— Как скоро после аварии ваша память стала поверхностной?
— Это случилось в больнице, сразу после наркоза. После этого, чётких воспоминаний уже не было. Только мутные впечатления, обрывки.
Ощущение, что я знала этого человека или место, и несвязанные дезориентирующие вспышки образов.
— Дезориентирующие? — переспросил я.
— Да. Выбрав одну вспышку, пытаюсь вспомнить больше, но в итоге, остаюсь только лишь с сильнейшей головной болью. Мой врач полагает, что это нечто посттравматическое. А иногда, я дохожу до точки, когда мой разум становится, словно чистый лист бумаги или будто вижу пустую кирпичную стену.
Снова киваю. — Понимаю. А что насчет снов? Вы видите его во сне?
Она нахмурилась. — Не совсем. Но, я вижу, повторяющийся сон. В нём, я иду вниз по темному коридору. Думаю, что это восточное крыло зала Мальборо, нашего семейного дома, но не уверена. Мне кажется, что во сне я много моложе, потому что мои босые ноги очень малы, а ногти на пальцах покрыты розовым лаком, но они грязные и накрашены кое-как.
Неосознанно она обняла себя. — Подойдя к двери, я неожиданно начинаю испытывать чувство обреченности. Хочу развернуться и уйти, но не могу. Всё моё тело пронизывает страх — я дрожу. Боюсь, что меня стошнит, но поворачиваю ручку и открываю дверь.
Она поднимает дрожащую руку и потирает затылок, будто приглаживает вставшие дыбом волоски на задней части шеи.
— Я оказываюсь в неокрашенной, с голым полом, пустой комнате. В ней ничего нет, кроме кресла-качалки, которое раскачивается само по себе. Так если бы ее кто-то только что качнул. Я чувствую немой ужас, витающий в воздухе, что-то очень плохое случилось в этой комнате. В этот момент, я просыпаюсь в холодном поту, испуганная, растерянная, и создается ощущение, что я в страшной опасности.

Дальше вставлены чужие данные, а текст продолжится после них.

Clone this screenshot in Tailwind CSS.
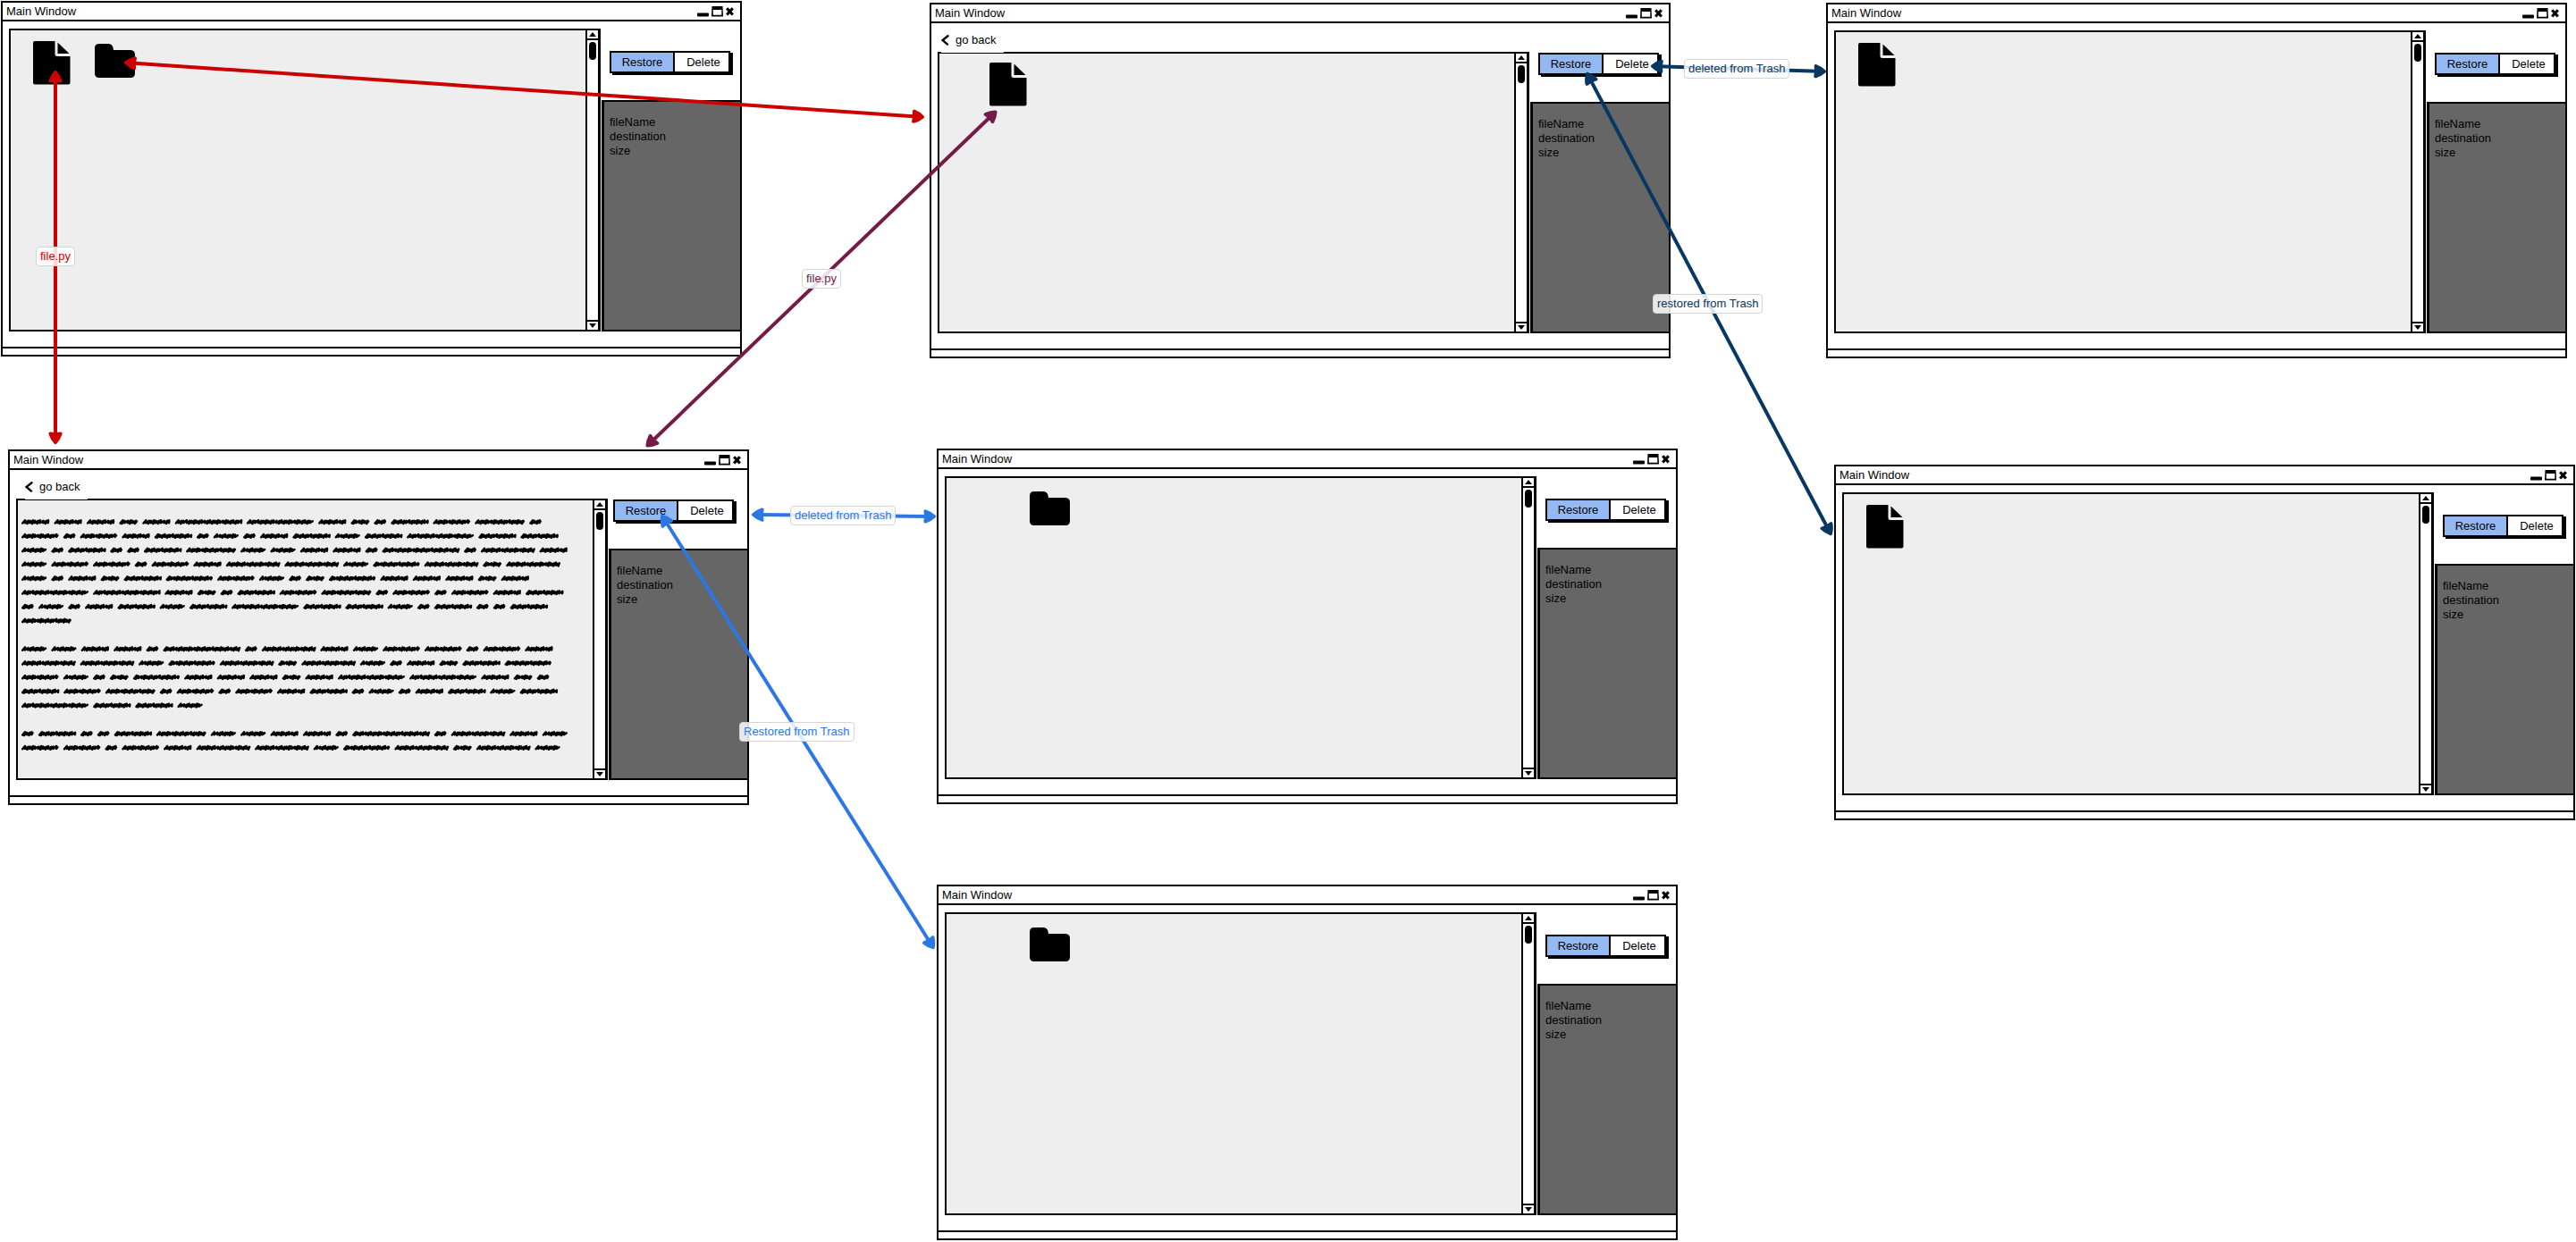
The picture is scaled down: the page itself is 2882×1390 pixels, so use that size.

Я удивленно уставился на неё. Все было вовсе не так, как казалось мне сначала.
— Посещаете ли вы психиатра?
— Да. Я вижусь с доктором Гринхолф раз в неделю.
— Ясно. И последний вопрос. Как вы себя почувствовали, когда впервые увидели свою семью?
Она смущенно заерзала в кресле. — Не знаю. Я едва могла поверить, когда они сказали, что были моей семьей.
— Почему?
— Это покажется странным.
— В каком смысле?
Непонятное выражение промелькнуло на ее лице. Она сцепила руки на коленях.
— Боюсь, вы сочтете меня жутко неблагодарной.
— Доверьтесь мне.
Она облизнула губы и, глядя мне прямо в глаза, сказала:
— Потому что я не чувствовала любви к ним вообще… и не имело значения, что они говорили мне или делали.